Arrests, massive police deployment in Hong Kong to deter Tiananmen vigil

By Riyaz ul Khaliq

ANKARA (AA) – An uneasy calm prevails in Hong Kong as thousands of police patrolled the streets to enforce a ban on the annual vigil for victims of China’s crackdown on the 1989 Tiananmen Square protests.

Authorities arrested two people early on Friday on “suspicion of appealing to others to join” the now-banned mass vigil at the popular Victoria Park, public broadcaster RTHK reported.

Chow Hang-tung, vice chair of the group that organizes the annual vigil, and a 20-year-old food courier were arrested for using “their social media accounts to advertise or publicize a public meeting that had been prohibited by the police,” according to detective senior superintendent Terry Law.

Refusing to detail the content of the social media posts, Law termed their actions “extremely irresponsible as people who had listened to their alleged appeals would have been in trouble too.”

Spooked by mass anti-government agitation in 2019, this is the second year running that China has barred people in Hong Kong from holding any kind of remembrance of the events of 1989.

However, thousands defied the order in 2020 and turned out at Victoria Park, leading to authorities ramping up security measures this year.

Some 7,000 cops have been deployed throughout Hong Kong, with some 3,000 manning areas around Victoria Park, parts of which have been sealed off because police said they were still seeing online appeals for people to gather there despite the ban, RTHK reported.

The 1989 student-led protests started on April 15 and were forcibly suppressed on June 4 when the Chinese government sent the military to gain control of Tiananmen Square. Nearly 300 people died and 7,000 were injured, including soldiers.

Hong Kong authorities also temporarily shut the June 4th Museum built in memory of the Tiananmen victims.

A closing notice issued by the notice on Wednesday said Hong Kong’s Food and Environmental Hygiene Department officers inspected the museum and found the operators were violating the “Places of Public Entertainment Ordinance.”

– ‘Misplaced focus’

“The Chinese authority actually misplaces the focus and puts too much weight in defending the government’s authority, instead of [catering to] the people’s emotional and material needs,” Chien-Yu Shih, a Taiwanese academic who earlier taught in Hong Kong, said in a conversation with Anadolu Agency.

He said the people and society of Hong Kong have “entirely lost confidence in the current Hong Kong government.”
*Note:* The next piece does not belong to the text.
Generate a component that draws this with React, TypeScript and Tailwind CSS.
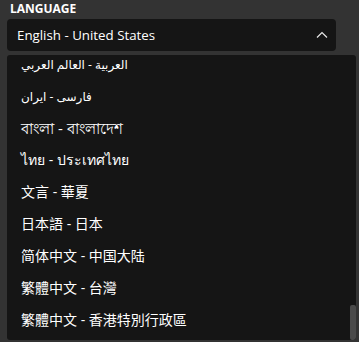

“With regards to the annual commemoration and vigil of June 4, the Hong Kong government should have talked to the organizers and set out rules and conditions for holding the event,” he said.

“If so, that will demonstrate that ‘One Country, Two Systems’ is still working and Hong Kong is still different from mainland China, where June 4 is a political taboo,” the academic added, referring to the governance model under which China has ruled Hong Kong since the end of British rule in 1997.